To make a long story short(er) Noujaim was arrested about 20 minutes after landing back in Egypt and finally let go after eight harrowing hours of interrogation.
"I went directly to the Square and found all these conversations about the future of the country," said Noujaim. "Conversations I'd never expected. Men and women, religious and secular...dreaming about the country. About the outcry. And feeling like they had an effect."
Noujaim met her entire crew -- "and incredible 'characters'" -- right there in the Square. There was no pre-production, no casting, no script writing. The documentary began when she lifted her lens to film history unfolding.
"Sometimes, with intense things, you want to experience it through a camera. The story continues because the revolution continues. And the story keeps changing."
Initially, it was about bringing down Mubarak and transitioning into a new president, but more interesting still Noujaim says, "is holding the government accountable and fighting fascism. The film stands as it is...but there are many other films to be made."

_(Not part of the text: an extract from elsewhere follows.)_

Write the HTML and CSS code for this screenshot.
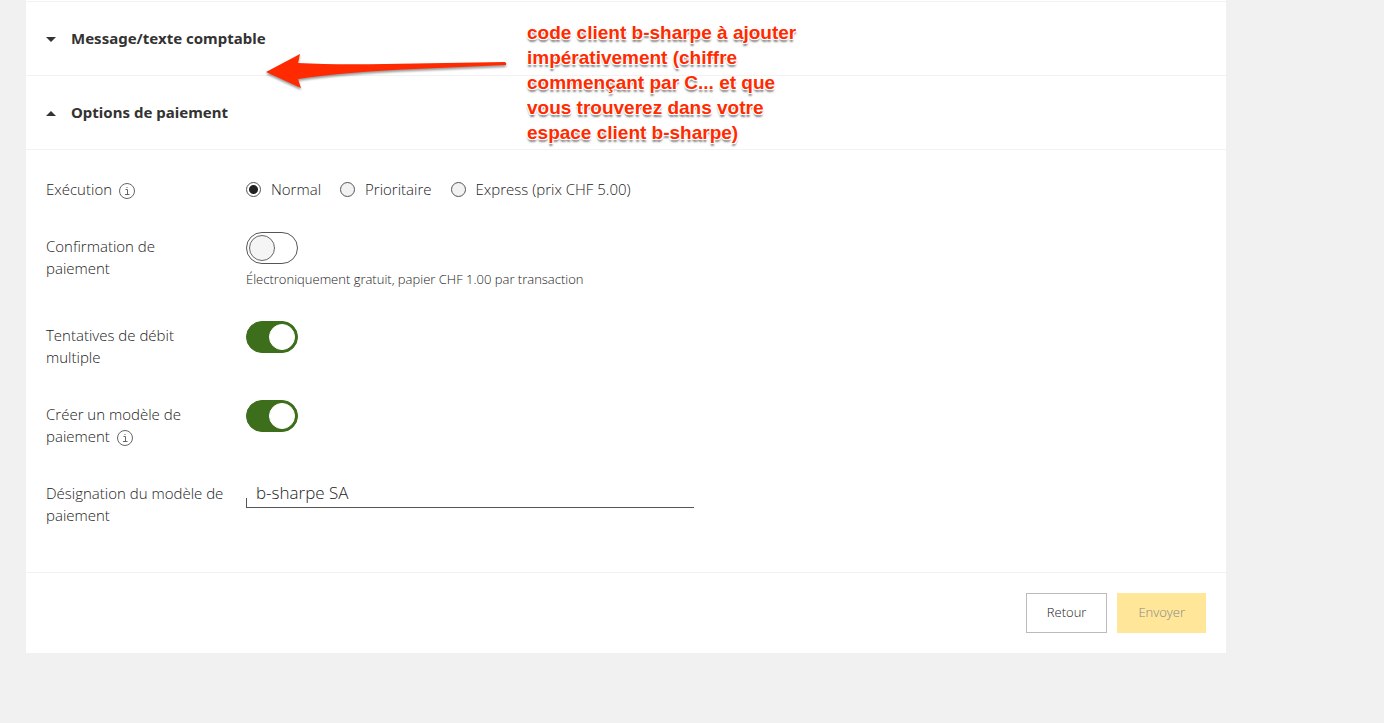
FILE: index.html
```html
<!DOCTYPE html>
<html lang="fr">
<head>
<meta charset="utf-8">
<meta name="viewport" content="width=device-width, initial-scale=1">
<title>Options de paiement</title>
<link rel="stylesheet" href="styles.css">
</head>
<body>
<main class="card">
  <h2 class="section"><button class="section-toggle" type="button" aria-expanded="false">
    <svg class="caret" viewBox="0 0 10 5" aria-hidden="true"><path d="M0 0H10L5 5Z"/></svg>Message/texte comptable</button></h2>
  <h2 class="section"><button class="section-toggle" type="button" aria-expanded="true">
    <svg class="caret" viewBox="0 0 10 5" aria-hidden="true"><path d="M0 5H10L5 0Z"/></svg>Options de paiement</button></h2>

  <form class="options" id="options">
    <div class="row" role="radiogroup" aria-labelledby="execution">
      <div class="label"><span id="execution">Exécution</span>
        <svg class="info" viewBox="0 0 16 16" role="img" aria-label="Information"><circle cx="8" cy="8" r="7.5"/><path d="M6.5 6.5H8.5V11.500M6 11.500H10.500M7.500 4.500H8.500"/></svg>
      </div>
      <div class="radios">
        <label class="choice"><input class="radio" type="radio" name="execution" checked>Normal</label>
        <label class="choice"><input class="radio" type="radio" name="execution">Prioritaire</label>
        <label class="choice"><input class="radio" type="radio" name="execution">Express (prix CHF 5.00)</label>
      </div>
    </div>
    <div class="row">
      <label class="label" for="confirmation">Confirmation de<br>paiement</label>
      <div class="field">
        <input class="switch" type="checkbox" id="confirmation" aria-describedby="confirmation-hint">
        <p class="hint" id="confirmation-hint">Électroniquement gratuit, papier CHF 1.00 par transaction</p>
      </div>
    </div>
    <div class="row">
      <label class="label" for="retry">Tentatives de débit multiple</label>
      <div class="field"><input class="switch" type="checkbox" id="retry" checked></div>
    </div>
    <div class="row">
      <label class="label" for="template">Créer un modèle de paiement
        <svg class="info" viewBox="0 0 16 16" role="img" aria-label="Information"><circle cx="8" cy="8" r="7.5"/><path d="M6.5 6.5H8.5V11.500M6 11.500H10.500M7.500 4.500H8.500"/></svg>
      </label>
      <div class="field"><input class="switch" type="checkbox" id="template" checked></div>
    </div>
    <div class="row">
      <label class="label" for="name">Désignation du modèle de paiement</label>
      <div class="field"><div class="text-box"><input class="text" type="text" id="name" value="b-sharpe SA"></div></div>
    </div>
  </form>

  <footer class="actions">
    <button class="button" type="button">Retour</button>
    <button class="button primary" type="submit" form="options" disabled>Envoyer</button>
  </footer>

  <aside class="note">
    <svg class="arrow" viewBox="0 0 246 44" aria-hidden="true"><path d="M1 21L35 3L33 12Q70 14 120 13L240 11Q242 12 241 14L150 18Q80 21 33 28L36 37Z"/></svg>
    <p class="note-text">code client b-sharpe à ajouter impérativement (chiffre commençant par C... et que vous trouverez dans votre espace client b-sharpe)</p>
  </aside>
</main>
</body>
</html>
```
FILE: styles.css
```css
*,
*::before {
  box-sizing: border-box;
}

body {
  margin: 0;
  padding: 0 26px 70px;
  background: #f1f1f1;
  color: #222;
  font: 300 15px/22px "Open Sans", "Noto Sans", sans-serif;
}

.card {
  position: relative;
  max-width: 1200px;
  padding-top: 1px;
  background: #fff;
}

.section {
  margin: 0;
  border-top: 1px solid #f2f2f2;
}

.section-toggle {
  display: flex;
  align-items: center;
  gap: 15px;
  width: 100%;
  height: 73px;
  padding: 0 20px 2px;
  border: 0;
  background: none;
  color: #333;
  font: 700 15px/22px "Noto Sans", "Open Sans", sans-serif;
  text-align: left;
}

.caret {
  width: 10px;
  height: 5px;
  margin-top: 4px;
  fill: #333;
}

.options {
  display: flex;
  flex-direction: column;
  gap: 32px;
  padding: 25px 20px 46px;
  border-top: 1px solid #f2f2f2;
}

.row {
  display: grid;
  grid-template-columns: 180px minmax(0, 1fr);
  column-gap: 20px;
}

.label {
  padding-top: 3px;
}

.info {
  width: 16px;
  height: 16px;
  margin-left: 3px;
  vertical-align: -4px;
  fill: none;
  stroke: #666;
}

.radios {
  display: flex;
  flex-wrap: wrap;
  gap: 19px;
  padding-top: 3px;
}

.choice {
  display: flex;
  align-items: center;
  gap: 10px;
}

.radio {
  appearance: none;
  width: 15px;
  height: 15px;
  margin: 0;
  border: 1px solid #555;
  border-radius: 50%;
  background: #f2f2f2;
}

.radio:checked {
  background: radial-gradient(circle, #222 4px, #fff 5px);
}

.switch {
  appearance: none;
  display: flex;
  align-items: center;
  width: 52px;
  height: 32px;
  margin: 0;
  padding: 0 2px;
  border: 1px solid #555;
  border-radius: 16px;
  background: #fff;
}

.switch::before {
  content: "";
  width: 26px;
  height: 26px;
  border: 1px solid #666;
  border-radius: 50%;
  background: #f5f5f5;
}

.switch:checked {
  justify-content: flex-end;
  border-color: #3c6e1b;
  background: #3c6e1b;
}

.switch:checked::before {
  border-color: #fff;
  background: #fff;
}

.hint {
  margin: 6px 0 0;
  font-size: 13px;
  line-height: 19px;
}

.text-box {
  display: flex;
  max-width: 448px;
  height: 29px;
  border-bottom: 1px solid #555;
  background: linear-gradient(#555, #555) left bottom / 1px 9px no-repeat;
}

.text {
  width: 100%;
  padding: 0 10px;
  border: 0;
  background: none;
  color: #222;
  font: 300 17px/24px "Open Sans", "Noto Sans", sans-serif;
}

.actions {
  display: flex;
  justify-content: flex-end;
  gap: 10px;
  padding: 20px;
  border-top: 1px solid #f2f2f2;
}

.button {
  height: 40px;
  padding: 0 20px 2px;
  border: 1px solid #bbb;
  background: #fff;
  color: #222;
  font: 300 13px/20px "Open Sans", "Noto Sans", sans-serif;
}

.primary {
  border-color: #ffe699;
  background: #ffe699;
  color: #888;
}

.note {
  position: absolute;
  top: 20px;
  left: 239px;
  display: flex;
  gap: 16px;
  pointer-events: none;
}

.arrow {
  width: 246px;
  height: 44px;
  margin-top: 31px;
  fill: #ff2a00;
  filter: drop-shadow(0 2px 1px rgb(0 0 0 / 40%));
}

.note-text {
  width: 280px;
  margin: 0;
  color: #ff2a00;
  font: 700 19px/25px "Liberation Sans", Arial, sans-serif;
  text-shadow: 1px 0 #fff, -1px 0 #fff, 0 1px #fff, 0 -1px #fff, 1px 1px #fff, -1px 1px #fff, 0 3px 2px rgb(0 0 0 / 50%);
}
```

Not surprisingly that fascism permeates the distribution of her film as well. The reaction has been profound -- "people went crazy at Sundance and the people in the film love it, they feel it's very authentic" -- but the people who arguable most need to see the struggle on celluloid...may never get to. At least not legally. The Square is currently in censorship in Cairo and Noujaim is waiting for the army to green-light a public release in Egypt.